___ Source data ___
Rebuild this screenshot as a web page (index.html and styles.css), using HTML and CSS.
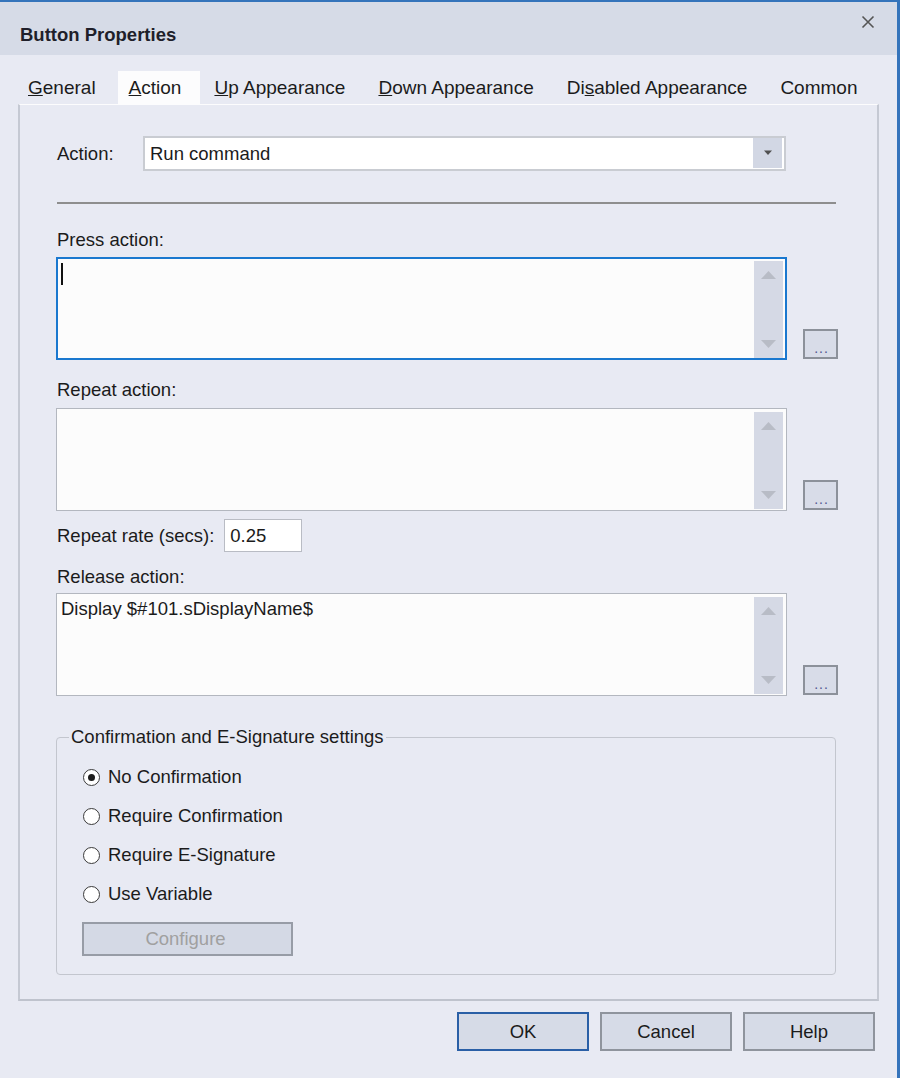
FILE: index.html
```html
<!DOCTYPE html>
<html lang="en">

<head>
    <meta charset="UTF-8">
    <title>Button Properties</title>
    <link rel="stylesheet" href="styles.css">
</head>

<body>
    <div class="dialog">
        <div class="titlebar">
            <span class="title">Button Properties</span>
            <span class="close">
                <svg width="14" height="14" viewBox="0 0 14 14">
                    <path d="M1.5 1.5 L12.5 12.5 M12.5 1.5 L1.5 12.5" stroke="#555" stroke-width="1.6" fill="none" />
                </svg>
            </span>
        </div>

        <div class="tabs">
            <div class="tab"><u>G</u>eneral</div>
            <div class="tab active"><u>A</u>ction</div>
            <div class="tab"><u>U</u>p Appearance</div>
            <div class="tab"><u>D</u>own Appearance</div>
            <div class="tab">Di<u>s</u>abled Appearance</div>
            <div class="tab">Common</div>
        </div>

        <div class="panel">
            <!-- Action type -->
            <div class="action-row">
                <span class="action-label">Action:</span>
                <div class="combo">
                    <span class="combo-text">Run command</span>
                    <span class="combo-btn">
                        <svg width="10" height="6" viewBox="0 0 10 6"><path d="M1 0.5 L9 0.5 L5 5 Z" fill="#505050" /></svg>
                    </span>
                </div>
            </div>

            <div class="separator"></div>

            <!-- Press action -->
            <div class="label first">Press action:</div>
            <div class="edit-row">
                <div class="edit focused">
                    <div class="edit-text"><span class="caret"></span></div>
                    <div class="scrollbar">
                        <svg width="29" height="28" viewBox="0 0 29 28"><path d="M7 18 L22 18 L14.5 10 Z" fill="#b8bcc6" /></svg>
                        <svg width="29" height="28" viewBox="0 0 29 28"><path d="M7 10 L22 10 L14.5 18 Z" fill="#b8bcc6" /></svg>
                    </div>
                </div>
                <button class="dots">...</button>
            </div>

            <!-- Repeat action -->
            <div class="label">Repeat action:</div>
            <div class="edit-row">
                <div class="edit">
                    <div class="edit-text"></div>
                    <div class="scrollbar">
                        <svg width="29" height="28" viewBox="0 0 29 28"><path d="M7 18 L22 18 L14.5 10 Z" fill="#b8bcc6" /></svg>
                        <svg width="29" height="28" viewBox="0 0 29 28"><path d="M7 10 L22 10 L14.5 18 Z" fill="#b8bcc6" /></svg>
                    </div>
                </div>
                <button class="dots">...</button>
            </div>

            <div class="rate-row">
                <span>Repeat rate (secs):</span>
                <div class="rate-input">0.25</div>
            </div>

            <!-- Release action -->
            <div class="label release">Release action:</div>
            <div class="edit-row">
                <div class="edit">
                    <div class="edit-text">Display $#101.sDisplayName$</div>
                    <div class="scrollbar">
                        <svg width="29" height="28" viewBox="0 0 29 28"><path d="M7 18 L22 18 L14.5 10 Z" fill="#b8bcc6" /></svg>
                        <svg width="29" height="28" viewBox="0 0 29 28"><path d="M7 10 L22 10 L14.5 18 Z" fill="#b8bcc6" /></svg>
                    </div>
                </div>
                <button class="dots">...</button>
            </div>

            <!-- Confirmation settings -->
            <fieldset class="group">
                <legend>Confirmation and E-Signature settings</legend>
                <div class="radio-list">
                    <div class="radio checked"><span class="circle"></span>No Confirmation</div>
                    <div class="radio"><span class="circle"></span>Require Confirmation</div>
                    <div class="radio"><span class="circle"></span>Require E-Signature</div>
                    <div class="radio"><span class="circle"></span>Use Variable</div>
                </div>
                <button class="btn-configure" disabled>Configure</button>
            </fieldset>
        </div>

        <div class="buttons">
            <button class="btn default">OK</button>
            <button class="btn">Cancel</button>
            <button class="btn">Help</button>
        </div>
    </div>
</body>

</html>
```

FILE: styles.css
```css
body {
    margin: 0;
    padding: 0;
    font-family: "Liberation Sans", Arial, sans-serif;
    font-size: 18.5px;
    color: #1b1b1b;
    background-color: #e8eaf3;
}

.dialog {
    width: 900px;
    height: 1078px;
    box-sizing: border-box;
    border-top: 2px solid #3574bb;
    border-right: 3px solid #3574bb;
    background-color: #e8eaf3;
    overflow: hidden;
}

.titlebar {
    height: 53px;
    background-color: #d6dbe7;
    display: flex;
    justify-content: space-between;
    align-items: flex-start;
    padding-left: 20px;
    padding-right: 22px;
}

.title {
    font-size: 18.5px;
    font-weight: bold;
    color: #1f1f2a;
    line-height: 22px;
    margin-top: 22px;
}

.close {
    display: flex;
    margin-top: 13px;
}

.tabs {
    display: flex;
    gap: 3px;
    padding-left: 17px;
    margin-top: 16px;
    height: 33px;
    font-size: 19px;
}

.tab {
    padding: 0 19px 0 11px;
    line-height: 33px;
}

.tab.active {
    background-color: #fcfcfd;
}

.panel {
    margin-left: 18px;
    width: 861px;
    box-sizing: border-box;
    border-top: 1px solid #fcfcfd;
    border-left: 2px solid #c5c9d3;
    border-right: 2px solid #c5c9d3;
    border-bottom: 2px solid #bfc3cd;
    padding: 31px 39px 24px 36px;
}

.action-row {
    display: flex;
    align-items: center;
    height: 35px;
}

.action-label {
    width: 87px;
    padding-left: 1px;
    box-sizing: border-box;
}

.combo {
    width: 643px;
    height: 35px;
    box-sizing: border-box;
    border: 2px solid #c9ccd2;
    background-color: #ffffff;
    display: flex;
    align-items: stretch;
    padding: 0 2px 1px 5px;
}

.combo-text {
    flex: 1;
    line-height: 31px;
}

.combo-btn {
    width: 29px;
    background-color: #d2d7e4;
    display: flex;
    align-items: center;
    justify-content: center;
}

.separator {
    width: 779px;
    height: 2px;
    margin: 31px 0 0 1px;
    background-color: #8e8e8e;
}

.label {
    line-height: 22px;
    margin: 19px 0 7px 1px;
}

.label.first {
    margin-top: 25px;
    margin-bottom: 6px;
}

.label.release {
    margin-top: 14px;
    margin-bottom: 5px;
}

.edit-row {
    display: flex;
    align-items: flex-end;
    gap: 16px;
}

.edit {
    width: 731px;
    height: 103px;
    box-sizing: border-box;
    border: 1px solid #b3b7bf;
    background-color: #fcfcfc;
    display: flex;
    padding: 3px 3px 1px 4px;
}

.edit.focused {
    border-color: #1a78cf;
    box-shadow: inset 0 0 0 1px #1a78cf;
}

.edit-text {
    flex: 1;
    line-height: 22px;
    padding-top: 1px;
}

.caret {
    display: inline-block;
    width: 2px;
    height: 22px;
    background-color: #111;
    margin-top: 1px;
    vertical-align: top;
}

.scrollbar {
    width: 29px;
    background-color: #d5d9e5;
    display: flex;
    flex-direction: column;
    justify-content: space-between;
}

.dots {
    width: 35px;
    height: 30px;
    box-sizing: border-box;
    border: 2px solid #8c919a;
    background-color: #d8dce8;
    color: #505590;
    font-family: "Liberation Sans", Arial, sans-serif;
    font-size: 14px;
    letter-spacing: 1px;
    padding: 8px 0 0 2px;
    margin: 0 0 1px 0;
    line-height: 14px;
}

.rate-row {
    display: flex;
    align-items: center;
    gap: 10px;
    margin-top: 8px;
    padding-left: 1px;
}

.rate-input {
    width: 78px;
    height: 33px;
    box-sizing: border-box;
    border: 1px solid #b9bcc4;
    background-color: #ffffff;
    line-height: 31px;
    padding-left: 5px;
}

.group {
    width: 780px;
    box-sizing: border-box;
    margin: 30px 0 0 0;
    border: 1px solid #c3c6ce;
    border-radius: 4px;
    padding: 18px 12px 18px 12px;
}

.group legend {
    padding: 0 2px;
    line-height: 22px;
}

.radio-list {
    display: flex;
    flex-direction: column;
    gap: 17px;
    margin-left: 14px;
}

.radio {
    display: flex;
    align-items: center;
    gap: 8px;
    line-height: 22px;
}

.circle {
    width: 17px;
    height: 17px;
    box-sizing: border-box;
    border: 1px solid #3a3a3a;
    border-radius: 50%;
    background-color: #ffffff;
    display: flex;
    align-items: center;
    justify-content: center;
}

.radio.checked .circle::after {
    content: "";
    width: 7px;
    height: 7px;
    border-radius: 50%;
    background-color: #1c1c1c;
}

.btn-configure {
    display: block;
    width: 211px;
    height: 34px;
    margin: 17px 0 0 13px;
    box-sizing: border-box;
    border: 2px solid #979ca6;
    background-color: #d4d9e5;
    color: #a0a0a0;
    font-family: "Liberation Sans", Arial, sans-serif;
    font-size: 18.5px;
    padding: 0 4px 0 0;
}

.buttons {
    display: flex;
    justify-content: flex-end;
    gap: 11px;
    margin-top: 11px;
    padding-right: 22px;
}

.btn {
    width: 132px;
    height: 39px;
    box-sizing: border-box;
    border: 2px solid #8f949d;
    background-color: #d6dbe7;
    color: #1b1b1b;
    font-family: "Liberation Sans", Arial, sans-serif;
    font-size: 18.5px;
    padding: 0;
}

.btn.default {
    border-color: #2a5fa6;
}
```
___
State the count of lines holding the string "styles" in the listing above, and nothing else.

3